# what the hell?!



## LMD84 (Aug 25, 2009)

So i was having a look on head2toebeauty.com's site because i was after some more china glaze polishes. i can't find them in the uk and on ebay the prices people charge for 1 bottle is crazy! however i noticed that today there was a red notice on the china glaze page saying it was restricted to us sales only.

turns out china glaze are stopping people buying the product and then selling it on outside of the us.  why?  i have no idea.  all i know it sucks! and i'll have to look at getting cp's for china glaze now


----------



## kaliraksha (Aug 25, 2009)

I wonder why?? =(

If you need a CP feel free to PM me!


----------



## LMD84 (Aug 25, 2009)

cheers sweetie 
	

	
	
		
		

		
		
	


	




 very sweet of you. i've just found out about a new china glaze collection coming out next month so shall wait to do an order then 
	

	
	
		
		

		
		
	


	




just sucks for people not in the us who want to try the brand! i wonder if 8ty8beauty is having the same issue.... nothing on the site as of yet.


----------



## cazgh (Aug 25, 2009)

Sallys in Warrington stock the china glaze range


----------



## Redz24 (Aug 25, 2009)

Its few and far between getting CG at sally's. They never have a full colour range, and as long as I've been going never had a collection in.

Luckily, I'm going to the states at the end of the year and hopefully do some hauling then.


----------



## LMD84 (Aug 25, 2009)

we do have a sallys in lincoln but there was barely any china glaze there. plus if i remember it was still about £5 a bottle which is differnt to the $3 a bottle on head2toe. 
	

	
	
		
		

		
		
	


	




just think it's stange that they'd do that, that's all!


----------



## kittykit (Aug 25, 2009)

What the hell, exactly! I was thinking of ordering some from H2T again.


----------



## LMD84 (Aug 26, 2009)

Quote:

   Originally Posted by *kittykit* 

 
_What the hell, exactly! I was thinking of ordering some from H2T again._

 

i know! it completely sucks!


----------



## Lovelynuts (Aug 26, 2009)

Quote:

   Originally Posted by *kittykit* 

 
_What the hell, exactly! I was thinking of ordering some from H2T again._

 
Me too!

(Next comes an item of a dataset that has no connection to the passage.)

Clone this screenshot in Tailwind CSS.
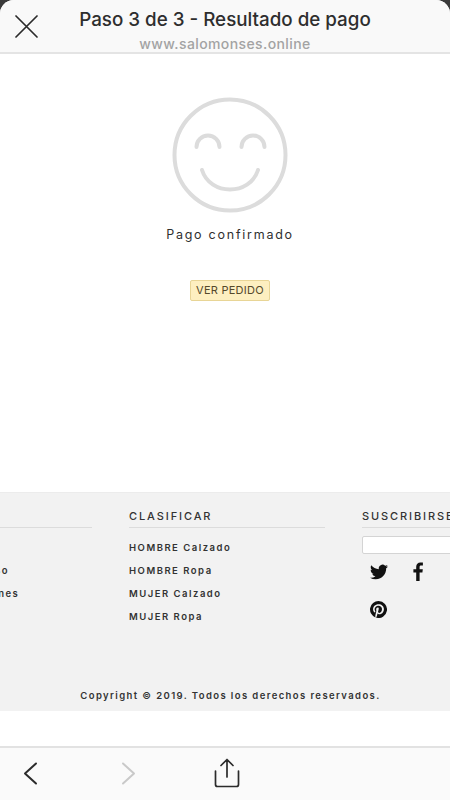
<!doctype html>
<html lang="es">
<head>
<meta charset="utf-8">
<title>Resultado de pago</title>
<script src="https://cdn.jsdelivr.net/npm/@tailwindcss/browser@4"></script>
</head>
<body class="bg-[#3a3a3a]">
<div class="flex h-[800px] w-[450px] flex-col overflow-hidden rounded-t-[14px] bg-white font-['Inter',sans-serif]">

  <!-- cabecera -->
  <header class="relative h-[54px] shrink-0 border-b-2 border-[#e4e4e4] bg-[#f9f9f9] text-center">
    <svg class="absolute left-[15px] top-[15px] h-[23px] w-[23px]" viewBox="0 0 23 23" fill="none" stroke="#2b2b2b" stroke-width="1.7" stroke-linecap="round">
      <path d="M1 1l21 21M22 1L1 22"/>
    </svg>
    <h1 class="pt-[8px] text-[18.8px] font-medium leading-[24px] text-[#2e2e2e]">Paso 3 de 3 - Resultado de pago</h1>
    <p class="pt-[4px] text-[14px] font-medium leading-[16px] tracking-[0.4px] text-[#a3a3a3]">www.salomonses.online</p>
  </header>

  <!-- contenido -->
  <main class="flex h-[438px] shrink-0 flex-col items-center pt-[43px] pl-[10px]">
    <svg class="h-[116px] w-[116px]" viewBox="0 0 116 116" fill="none" stroke="#dcdcdc" stroke-width="4" stroke-linecap="round">
      <circle cx="58" cy="58" r="55.5"/>
      <path d="M24.5 50a11.5 11.5 0 0 1 23 0M69.5 50a11.5 11.5 0 0 1 23 0"/>
      <path d="M30 73c8 26 48 26 56 0"/>
    </svg>
    <p class="mt-[14px] text-[12.5px] font-normal leading-[16px] tracking-[1.75px] text-[#2f2f2f]">Pago confirmado</p>
    <a class="mt-[37px] block h-[21px] rounded-[2px] border border-[#e8d596] bg-[#fdefc0] px-[5px] text-[11px] leading-[19px] tracking-[0.25px] text-[#54492b]">VER PEDIDO</a>
  </main>

  <!-- pie -->
  <footer class="h-[219px] shrink-0 overflow-hidden border-t border-[#ececec] bg-[#f2f2f2]">
    <div class="ml-[-104px] flex h-[196px] w-[600px] gap-[37px] pt-[16px] text-[9.5px] font-semibold tracking-[1.5px] text-[#333]">
      <div class="w-[196px] shrink-0">
        <h4 class="h-[19px] border-b border-[#dcdcdc]"></h4>
        <ul class="mt-[13px] flex flex-col gap-[8.5px] leading-[14.5px]">
          <li>&nbsp;</li>
          <li>Términos del aviso</li>
          <li>Pagos y condiciones</li>
        </ul>
      </div>
      <div class="w-[196px] shrink-0">
        <h4 class="h-[19px] border-b border-[#dcdcdc] text-[11px] font-medium leading-[14px] tracking-[1.9px]">CLASIFICAR</h4>
        <ul class="mt-[13px] flex flex-col gap-[8.5px] leading-[14.5px]">
          <li>HOMBRE Calzado</li>
          <li>HOMBRE Ropa</li>
          <li>MUJER Calzado</li>
          <li>MUJER Ropa</li>
        </ul>
      </div>
      <div class="w-[196px] shrink-0">
        <h4 class="h-[19px] border-b border-[#dcdcdc] text-[11px] font-medium leading-[14px] tracking-[1.9px]">SUSCRIBIRSE</h4>
        <div class="mt-[8px] h-[18px] rounded-[2px] border border-[#d4d4d4] bg-white"></div>
        <div class="mt-[8px] flex items-center gap-[25px] pl-[8px]">
          <svg class="h-[18px] w-[18px]" viewBox="0 0 24 24" fill="#111"><path d="M23.95 4.57a10 10 0 0 1-2.82.77 4.96 4.96 0 0 0 2.16-2.72c-.95.55-2 .96-3.13 1.19a4.92 4.92 0 0 0-8.38 4.48C7.69 8.1 4.07 6.13 1.64 3.16a4.82 4.82 0 0 0-.67 2.48c0 1.71.87 3.21 2.19 4.1a4.9 4.9 0 0 1-2.23-.62v.06a4.92 4.92 0 0 0 3.95 4.83 5 5 0 0 1-2.21.08 4.94 4.94 0 0 0 4.6 3.42A9.87 9.87 0 0 1 0 19.54a14 14 0 0 0 7.56 2.21c9.05 0 14-7.5 14-13.98 0-.21 0-.42-.02-.63a9.94 9.94 0 0 0 2.46-2.55z"/></svg>
          <svg class="h-[19px] w-[11px]" viewBox="0 0 11 19" fill="#111"><path d="M3.2 19v-8.5H.4V7.2h2.8V4.8C3.2 2 4.9.4 7.4.4c1.2 0 2.2.1 2.5.1v2.9H8.2c-1.4 0-1.6.6-1.6 1.6v2.2h3.2l-.4 3.3H6.6V19z"/></svg>
        </div>
        <svg class="mt-[20px] ml-[8px] h-[17px] w-[17px]" viewBox="0 0 24 24" fill="#111"><path d="M12 0a12 12 0 0 0-4.37 23.17c-.1-.95-.2-2.4.04-3.44l1.4-5.96s-.35-.72-.35-1.78c0-1.66.96-2.9 2.16-2.9 1.02 0 1.51.77 1.51 1.69 0 1.03-.65 2.56-.99 3.99-.28 1.19.6 2.16 1.78 2.16 2.13 0 3.77-2.25 3.77-5.49 0-2.87-2.06-4.88-5.01-4.88-3.41 0-5.42 2.56-5.42 5.2 0 1.03.4 2.13.9 2.73.1.12.11.22.08.34l-.33 1.36c-.05.22-.18.27-.41.16-1.5-.7-2.43-2.89-2.43-4.65 0-3.78 2.75-7.26 7.92-7.26 4.16 0 7.39 2.97 7.39 6.93 0 4.14-2.61 7.46-6.23 7.46-1.21 0-2.36-.63-2.75-1.38l-.75 2.85c-.27 1.04-1 2.35-1.49 3.15A12 12 0 1 0 12 0z"/></svg>
      </div>
    </div>
    <p class="pl-[11px] text-center text-[9.5px] font-semibold leading-[14px] tracking-[1.4px] text-[#333]">Copyright © 2019. Todos los derechos reservados.</p>
  </footer>

  <div class="h-[35px] shrink-0 bg-white"></div>

  <!-- barra inferior -->
  <nav class="flex h-[54px] shrink-0 items-start border-t-2 border-[#e2e2e2] bg-[#fafafa]">
    <svg class="ml-[23px] mt-[14px] h-[23px] w-[15px]" viewBox="0 0 15 23" fill="none" stroke="#2b2b2b" stroke-width="2" stroke-linecap="round" stroke-linejoin="round"><path d="M13 1.5L2 11.5l11 10"/></svg>
    <svg class="ml-[83px] mt-[14px] h-[23px] w-[15px]" viewBox="0 0 15 23" fill="none" stroke="#c9c9c9" stroke-width="2" stroke-linecap="round" stroke-linejoin="round"><path d="M2 1.5l11 10-11 10"/></svg>
    <svg class="ml-[78px] mt-[10px] h-[30px] w-[26px]" viewBox="0 0 26 30" fill="none" stroke="#2b2b2b" stroke-width="1.7" stroke-linecap="round" stroke-linejoin="round"><path d="M13 19V1.5M7 7.5l6-6 6 6M1.5 13v13.5a2 2 0 0 0 2 2h19a2 2 0 0 0 2-2V13"/></svg>
  </nav>
</div>
</body>
</html>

This sucks butt.


----------



## Willa (Aug 26, 2009)

You can try Transdesign, they still ship anything to international


----------



## LMD84 (Aug 27, 2009)

*Unfortunately, per the manufacturer's (American International Industries) direction, we cannot ship any of the American International Industries products (Ardell, China Glaze, EzFlow, ibd, Gena, GiGi, ProLinc, Seche, and SuperNail) outside the United States.  All United States companies selling China Glaze products and other AII products will eventually comply to this rule if they haven't done so.  The manufacturer wants the consumers to buy the products locally in their countries.

^^^ *this is the reply i got to my email from head2toe


----------



## capmorlovesmac (Aug 27, 2009)

Quote:

   Originally Posted by *LMD84* 

 
_*The manufacturer wants the consumers to buy the products locally in their countries.*_

 





 Yeah right. But China Glaze and Seche are not available here. 

I hope that not all stores will follow this request/guideline. I will continue buying China Glaze, OPI, ZOYA, Essie and Orly in the US because the european prices are ridiculous.... ~15 EUR for OPI and Essie? HELL NO!


----------



## nunu (Aug 27, 2009)

Oh no! I was looking forward to ordering from them


----------



## malaviKat (Aug 27, 2009)

I KNOW! I was just ranting about this on the Konad board...

China Glaze is my favourite brand of polish and while I can get it at Sallys (sometimes) Head2Toe has a much better selection.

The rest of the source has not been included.